The telenovela—the staple of Hispanic television—may be the answer for the scores of independent television stations that will be created this fall when UPN and The WB merge this fall.
Gary Chapman, president of LIN Television, one of the many station groups looking for programming to fill primetime on stations in the wake of Tuesday’s merger announcement, said that he is ready to go with Twentieth Television’s planned English-language telenovela Desire. “I like it,” he told reporters at a NATPE panel in Las Vegas. “Almost every nation of the world uses this program genre except America.”
Telenovelas with themes of romance and adventure are series that run every day for a limited time. Twentieth’s Desire, for instance, runs 13 weeks. Each of the 65 episodes is an hour. Once one telenovela ends, another takes its place. Twentieth had three installments of Desire set to go in syndication starting this summer.
According to Chapman, Twentieth pulled the telenovela from syndication as soon as it heard the merger news because it wants to reevaluate its marketing and distribution plans for it. The reason, Chapman guesses, is that Twentieth sees the telenovela as replacement programming for the Fox station groups, which is losing UPN programming in several major markets. With a common corporate parent, Twentieth and Fox would be working closely together.

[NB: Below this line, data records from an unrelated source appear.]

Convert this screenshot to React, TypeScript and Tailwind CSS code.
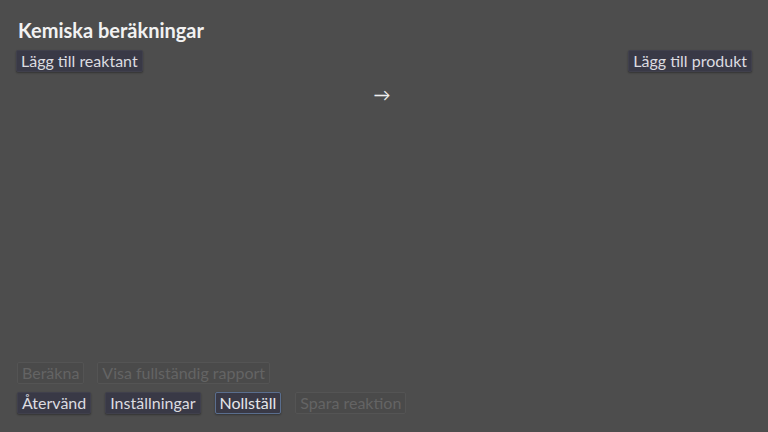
import type { ReactNode } from 'react';

function Btn({
  children,
  disabled,
  focused,
}: {
  children: ReactNode;
  disabled?: boolean;
  focused?: boolean;
}) {
  const base = 'h-[22px] px-[4px] rounded-[2px] text-[16px] leading-none flex items-center border';
  const style = disabled
    ? 'bg-[#4a4a4a] border-[#545454] text-[#646464]'
    : focused
      ? 'bg-[#393946] border-[#5a6e8e] text-[#e6e6ea] shadow-[0_1px_2px_rgba(0,0,0,0.35)]'
      : 'bg-[#393946] border-[#40404c] text-[#dcdce0] shadow-[0_1px_2px_rgba(0,0,0,0.35)]';
  return (
    <button disabled={disabled} className={`${base} ${style}`}>
      {children}
    </button>
  );
}

export default function App() {
  return (
    <div
      className="w-[768px] h-[432px] bg-[#4d4d4d] flex flex-col px-[16px] pt-[18px] pb-[18px] text-[#e6e6e6]"
      style={{ fontFamily: 'Lato, "Noto Sans", sans-serif' }}
    >
      {/* ------- title ------- */}
      <h1 className="text-[20px] font-bold leading-[24px] px-[2px] text-[#f2f2f2]">
        Kemiska beräkningar
      </h1>

      {/* ------- reaction row ------- */}
      <div className="mt-[8px] flex items-start justify-between">
        <Btn>Lägg till reaktant</Btn>
        <div className="pt-[36px] pr-[7px] text-[17px] leading-none text-[#eeeeee]">→</div>
        <Btn>Lägg till produkt</Btn>
      </div>

      <div className="flex-1" />

      {/* ------- actions ------- */}
      <div className="flex flex-col gap-[8px] pl-[1px]">
        <div className="flex gap-[13px]">
          <Btn disabled>Beräkna</Btn>
          <Btn disabled>Visa fullständig rapport</Btn>
        </div>
        <div className="flex gap-[14px]">
          <Btn>Återvänd</Btn>
          <Btn>Inställningar</Btn>
          <Btn focused>Nollställ</Btn>
          <Btn disabled>Spara reaktion</Btn>
        </div>
      </div>
    </div>
  );
}
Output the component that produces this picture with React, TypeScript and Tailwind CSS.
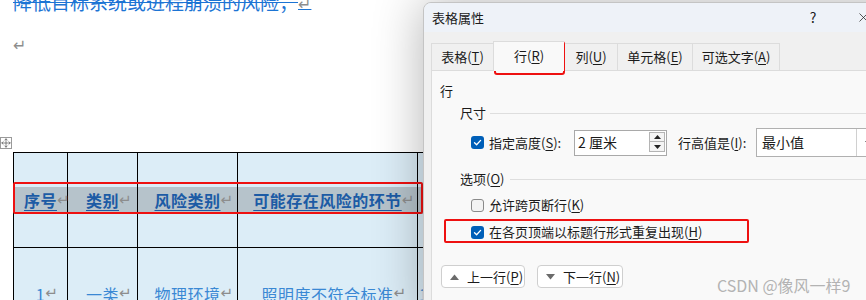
import React from "react";
import { X, Move } from "lucide-react";

const CJK = "font-['Noto_Sans_CJK_SC',sans-serif]";

function Mark() {
  return (
    <span className="inline-block w-0 overflow-visible align-baseline font-['DejaVu_Sans',sans-serif] text-[15px] font-normal text-[#8d8d8d] no-underline">
      ↵
    </span>
  );
}

function Check({ checked }: { checked: boolean }) {
  if (checked) {
    return (
      <span className="flex h-[13px] w-[13px] shrink-0 items-center justify-center rounded-[3px] bg-[#005fb8]">
        <svg width="11" height="11" viewBox="0 0 11 11">
          <polyline points="2.5,5.8 4.6,7.8 8.6,3.4" fill="none" stroke="white" strokeWidth="1.3" strokeLinecap="round" strokeLinejoin="round" />
        </svg>
      </span>
    );
  }
  return <span className="h-[13px] w-[13px] shrink-0 rounded-[3px] border border-[#8a8a8a] bg-[#f3f3f3]" />;
}

function Acc({ pre, k, post = ")" }: { pre: string; k: string; post?: string }) {
  return (
    <span>
      {pre}(<u className="underline-offset-2">{k}</u>{post}
    </span>
  );
}

function Tri({ up }: { up: boolean }) {
  return (
    <svg width="9" height="6" viewBox="0 0 9 6">
      {up ? <polygon points="0,6 4.5,0.5 9,6" fill="#6b6b6b" /> : <polygon points="0,0 4.5,5.5 9,0" fill="#6b6b6b" />}
    </svg>
  );
}

const headers = ["序号", "类别", "风险类别", "可能存在风险的环节", ""];
const row2 = ["1", "一类", "物理环境", "照明度不符合标准"];

export default function App() {
  return (
    <div className={`relative h-[300px] w-[866px] overflow-hidden bg-white ${CJK}`}>
      {/* Document */}
      <div>
        <p className="-mt-[10px] pl-[13px] text-[19px] leading-[24px] text-[#1c74d4] line-through decoration-[#1c74d4]">
          降低目标系统或进程崩溃的风险；
          <span className="font-['DejaVu_Sans',sans-serif] text-[16px] text-[#8d8d8d] no-underline">↵</span>
        </p>
        <p className="mt-[17px] pl-[13px] font-['DejaVu_Sans',sans-serif] text-[16px] leading-[24px] text-[#8d8d8d]">↵</p>
        <div className="mt-[79px] flex h-[12px] w-[12px] items-center justify-center border border-[#9a9a9a] bg-white">
          <Move size={10} strokeWidth={1.5} color="#444" />
        </div>
        <div className="ml-[13px] mt-[3px] grid w-[500px] grid-cols-[54px_70px_100px_180px_96px] border-l border-t border-black bg-[#dcedf7]">
          {headers.map((h, i) => (
            <div key={i} className="flex h-[95px] items-center border-b border-r border-black">
              <div className="flex h-[27px] w-full items-center justify-center bg-[#b6c3cb]">
                {h && (
                  <span className="text-[16px] font-bold tracking-[0.5px] text-[#1c5ba5] underline underline-offset-[3px]">
                    {h}
                  </span>
                )}
                {h && <Mark />}
              </div>
            </div>
          ))}
          {row2.map((h, i) => (
            <div key={i} className="flex h-[95px] items-center justify-center border-r border-black pb-[4px]">
              <span className="text-[16px] tracking-[0.5px] text-[#3a88d4]">{h}</span>
              <Mark />
            </div>
          ))}
          <div className="flex h-[95px] items-center pb-[4px] pl-[1px]">
            <span className="text-[16px] text-[#3a88d4]">1</span>
          </div>
        </div>
      </div>

      {/* red box around header row */}
      <div className="absolute left-[13px] top-[182px] h-[32px] w-[410px] rounded-[2px] border-2 border-[#ee1111]" />

      {/* Dialog */}
      <div className="absolute left-[423px] top-[2px] flex h-[320px] w-[510px] flex-col overflow-hidden rounded-tl-[8px] border border-[#c4c4c4] bg-[#f0f0f0] text-[13px] text-[#1b1b1b] shadow-[0_0_50px_rgba(0,0,0,0.3)]">
        {/* title bar */}
        <div className="flex h-[29px] shrink-0 items-center bg-[#eef2f8] pl-[8px]">
          <span className="flex-1">表格属性</span>
          <span className="w-[42px] text-center text-[14px]">?</span>
          <span className="w-[6px]" />
          <span className="flex w-[46px] justify-center">
            <X size={15} strokeWidth={1.2} color="#222" />
          </span>
          <span className="w-[46px]" />
        </div>
        {/* tab strip */}
        <div className="flex h-[38px] shrink-0 items-end pl-[7px]">
          <div className="flex h-[27px] w-[62px] items-center justify-center border-l border-t border-[#dcdcdc]">
            <Acc pre="表格" k="T" />
          </div>
          <div className="relative z-10 -mb-px flex h-[30px] w-[71px] items-center justify-center border-l border-t border-[#dcdcdc] bg-[#f9f9f9] pb-[2px]">
            <Acc pre="行" k="R" />
          </div>
          <div className="flex h-[27px] w-[53px] items-center justify-center border-l border-t border-[#dcdcdc]">
            <Acc pre="列" k="U" />
          </div>
          <div className="flex h-[27px] w-[75px] items-center justify-center border-l border-t border-[#dcdcdc]">
            <Acc pre="单元格" k="E" />
          </div>
          <div className="flex h-[27px] w-[88px] items-center justify-center border-l border-r border-t border-[#dcdcdc]">
            <Acc pre="可选文字" k="A" />
          </div>
        </div>
        {/* panel */}
        <div className="ml-[7px] flex-1 border-l border-t border-[#dcdcdc] bg-[#f9f9f9] pt-[10px]">
          <div className="flex h-[20px] items-center pl-[8px]">行</div>
          <div className="mt-[2px] flex h-[20px] items-center pl-[28px]">
            <span>尺寸</span>
            <span className="ml-[4px] h-px flex-1 bg-[#dedede]" />
          </div>
          <div className="mt-[5px] flex h-[29px] items-center pl-[39px]">
            <Check checked />
            <span className="w-[90px] pl-[5px]">
              <Acc pre="指定高度" k="S" post="):" />
            </span>
            <div className="flex h-[26px] w-[93px] items-center border border-[#a9a9a9] bg-white">
              <span className="flex-1 pl-[3px] text-[14px]">2 厘米</span>
              <div className="mr-[1px] flex h-[21px] w-[16px] flex-col">
                <span className="flex h-[10px] items-center justify-center border border-[#b4b4b4] bg-[#f4f4f4]">
                  <svg width="7" height="4" viewBox="0 0 7 4"><polygon points="0,4 3.5,0 7,4" fill="#222" /></svg>
                </span>
                <span className="-mt-px flex h-[11px] items-center justify-center border border-[#b4b4b4] bg-[#f4f4f4]">
                  <svg width="7" height="4" viewBox="0 0 7 4"><polygon points="0,0 3.5,4 7,0" fill="#222" /></svg>
                </span>
              </div>
            </div>
            <span className="ml-[11px] w-[78px]">
              <Acc pre="行高值是" k="I" post="):" />
            </span>
            <div className="flex h-[29px] items-center border border-[#b0b0b0] bg-white">
              <span className="w-[99px] pl-[5px] text-[14px]">最小值</span>
              <span className="flex h-full w-[24px] items-center justify-center border-l border-[#d0d0d0]">
                <svg width="9" height="6" viewBox="0 0 9 6"><polyline points="1,1 4.5,4.5 8,1" fill="none" stroke="#888" strokeWidth="1" /></svg>
              </span>
            </div>
          </div>
          <div className="mt-[12px] flex h-[20px] items-center pl-[28px]">
            <Acc pre="选项" k="O" />
            <span className="ml-[6px] h-px flex-1 bg-[#dedede]" />
          </div>
          <div className="mt-[6px] flex h-[20px] items-center pl-[39px]">
            <Check checked={false} />
            <span className="pl-[5px]">
              <Acc pre="允许跨页断行" k="K" />
            </span>
          </div>
          <div className="mt-[7px] flex h-[20px] items-center pl-[39px]">
            <Check checked />
            <span className="pl-[5px]">
              <Acc pre="在各页顶端以标题行形式重复出现" k="H" />
            </span>
          </div>
          <div className="ml-[9px] mt-[23px] flex h-[23px] gap-[12px]">
            <button className="flex h-[23px] w-[84px] items-center gap-[8px] rounded-[4px] border border-[#cfcfcf] bg-white pl-[8px]">
              <Tri up />
              <Acc pre="上一行" k="P" />
            </button>
            <button className="flex h-[23px] w-[86px] items-center gap-[8px] rounded-[4px] border border-[#cfcfcf] bg-white pl-[8px]">
              <Tri up={false} />
              <Acc pre="下一行" k="N" />
            </button>
          </div>
        </div>

        {/* red boxes inside dialog */}
        <div className="absolute left-[70px] top-[38px] h-[34px] w-[71px] rounded-[3px] border-2 border-[#ee1111]" />
        <div className="absolute left-[20px] top-[216px] h-[24px] w-[305px] rounded-[2px] border-2 border-[#ee1111]" />
      </div>

      {/* watermark */}
      <div className="absolute left-[717px] top-[274px] text-[16px] leading-[22px] text-[#b3b3b3]">CSDN @像风一样9</div>
    </div>
  );
}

“The question is would they want to approach this through syndication or would they want to put a whole package around it and make a run as a network,” he said. Either way, he said, the affected LIN stations would like to be a part of it.
Also keeping an eye on Twentieth and Fox is Tribune Broadcasting, which is losing network programming (The WB) in three markets—Philadelphia, Atlanta and Seattle. Fox is trying to figure out what to do, said John Vitanovec, executive vice president, Tribune Broadcasting, “My guess is that they will bring something to the marketplace and we will all have a chance to react to it.”
Providing reassurance at the NATPE panel for all the soon-to-be independents was Deborah McDermott, president of Young Broadcasting, which operates an independent in San Francisco. Stations have plenty of options, she said. They can air sports, news, original programming or strip syndicated shows like Dr. Phil or Sex and the City, she said. “You can survive and be very successful.”